▶ Entries shown:
▼▼▼

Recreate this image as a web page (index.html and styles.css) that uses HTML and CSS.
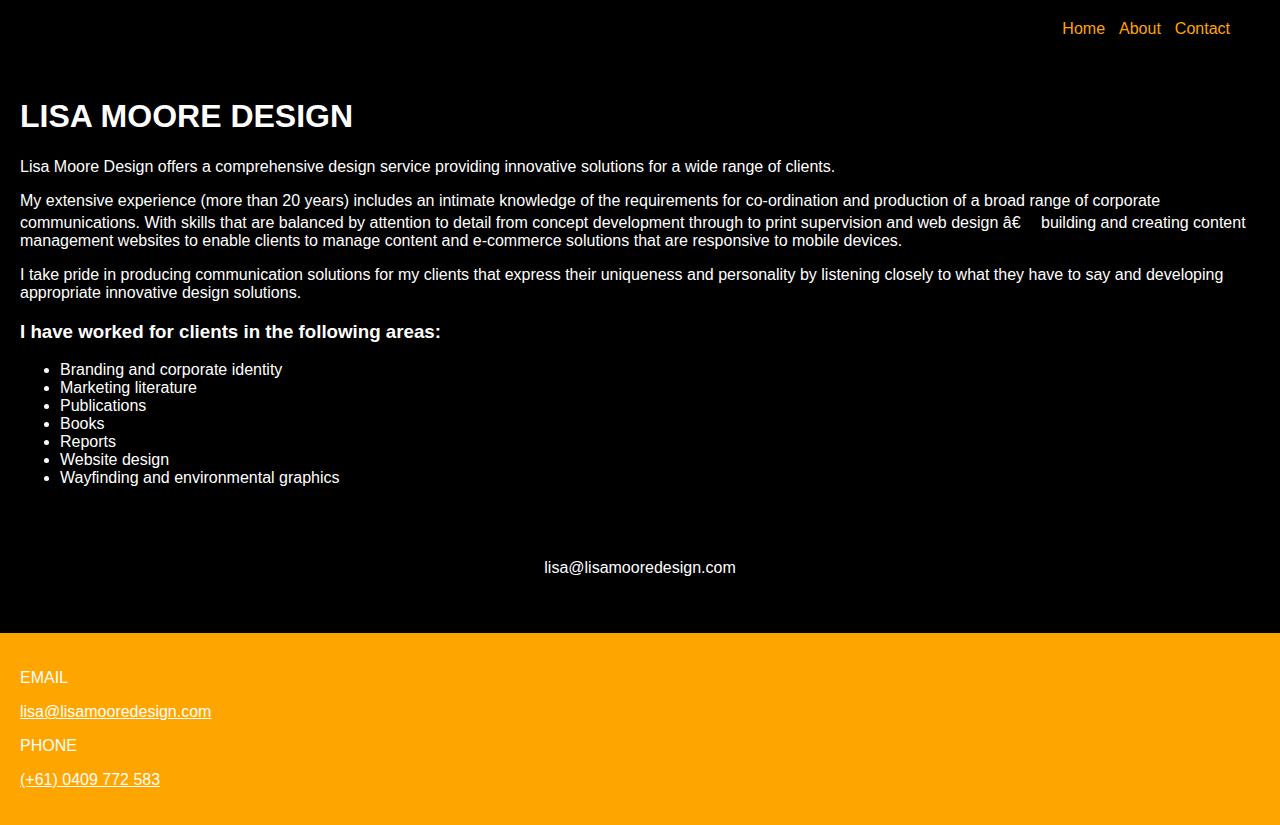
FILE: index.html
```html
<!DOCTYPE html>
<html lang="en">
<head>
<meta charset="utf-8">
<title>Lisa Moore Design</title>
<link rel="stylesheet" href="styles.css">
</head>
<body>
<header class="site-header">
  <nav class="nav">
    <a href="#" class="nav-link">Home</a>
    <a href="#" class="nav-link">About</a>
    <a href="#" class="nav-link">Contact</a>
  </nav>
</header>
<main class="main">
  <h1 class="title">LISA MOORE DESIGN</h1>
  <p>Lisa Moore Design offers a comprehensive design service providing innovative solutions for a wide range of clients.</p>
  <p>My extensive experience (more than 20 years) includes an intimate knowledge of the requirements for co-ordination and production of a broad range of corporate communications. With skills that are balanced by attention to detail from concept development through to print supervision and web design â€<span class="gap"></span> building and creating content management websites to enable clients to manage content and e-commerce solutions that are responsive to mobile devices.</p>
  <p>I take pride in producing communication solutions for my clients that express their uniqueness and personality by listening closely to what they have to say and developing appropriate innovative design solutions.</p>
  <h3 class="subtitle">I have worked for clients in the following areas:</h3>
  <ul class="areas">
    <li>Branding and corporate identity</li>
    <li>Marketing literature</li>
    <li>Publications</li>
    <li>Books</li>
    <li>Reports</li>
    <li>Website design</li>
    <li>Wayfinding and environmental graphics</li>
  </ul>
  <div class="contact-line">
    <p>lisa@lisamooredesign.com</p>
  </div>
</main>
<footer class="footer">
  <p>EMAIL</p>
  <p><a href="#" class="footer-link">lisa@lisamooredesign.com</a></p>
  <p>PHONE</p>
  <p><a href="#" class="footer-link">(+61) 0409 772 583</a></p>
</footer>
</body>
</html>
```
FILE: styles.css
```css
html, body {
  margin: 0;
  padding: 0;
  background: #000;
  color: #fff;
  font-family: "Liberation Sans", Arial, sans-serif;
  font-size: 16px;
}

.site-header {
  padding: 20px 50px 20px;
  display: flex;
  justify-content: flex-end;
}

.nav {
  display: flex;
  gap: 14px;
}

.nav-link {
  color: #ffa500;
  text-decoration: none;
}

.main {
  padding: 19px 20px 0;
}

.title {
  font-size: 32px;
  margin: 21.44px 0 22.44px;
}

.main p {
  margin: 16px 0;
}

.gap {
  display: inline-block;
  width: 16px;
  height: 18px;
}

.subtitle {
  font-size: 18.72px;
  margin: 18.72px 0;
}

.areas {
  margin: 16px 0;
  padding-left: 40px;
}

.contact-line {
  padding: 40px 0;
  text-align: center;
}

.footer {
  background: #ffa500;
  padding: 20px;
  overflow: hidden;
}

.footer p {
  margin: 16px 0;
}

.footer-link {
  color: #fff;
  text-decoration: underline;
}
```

▲▲▲
▼▼▼

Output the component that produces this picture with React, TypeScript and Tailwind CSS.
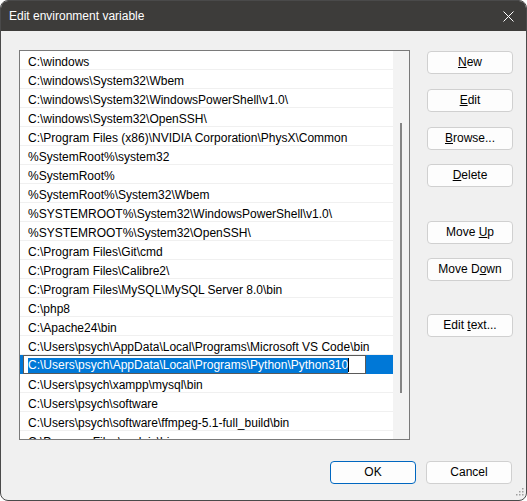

▲▲▲

▶ The task: From the data above, pick out each line containing "styles" and copy it.

▶ Solution to the problem:
Recreate this image as a web page (index.html and styles.css) that uses HTML and CSS.
<link rel="stylesheet" href="styles.css">
FILE: styles.css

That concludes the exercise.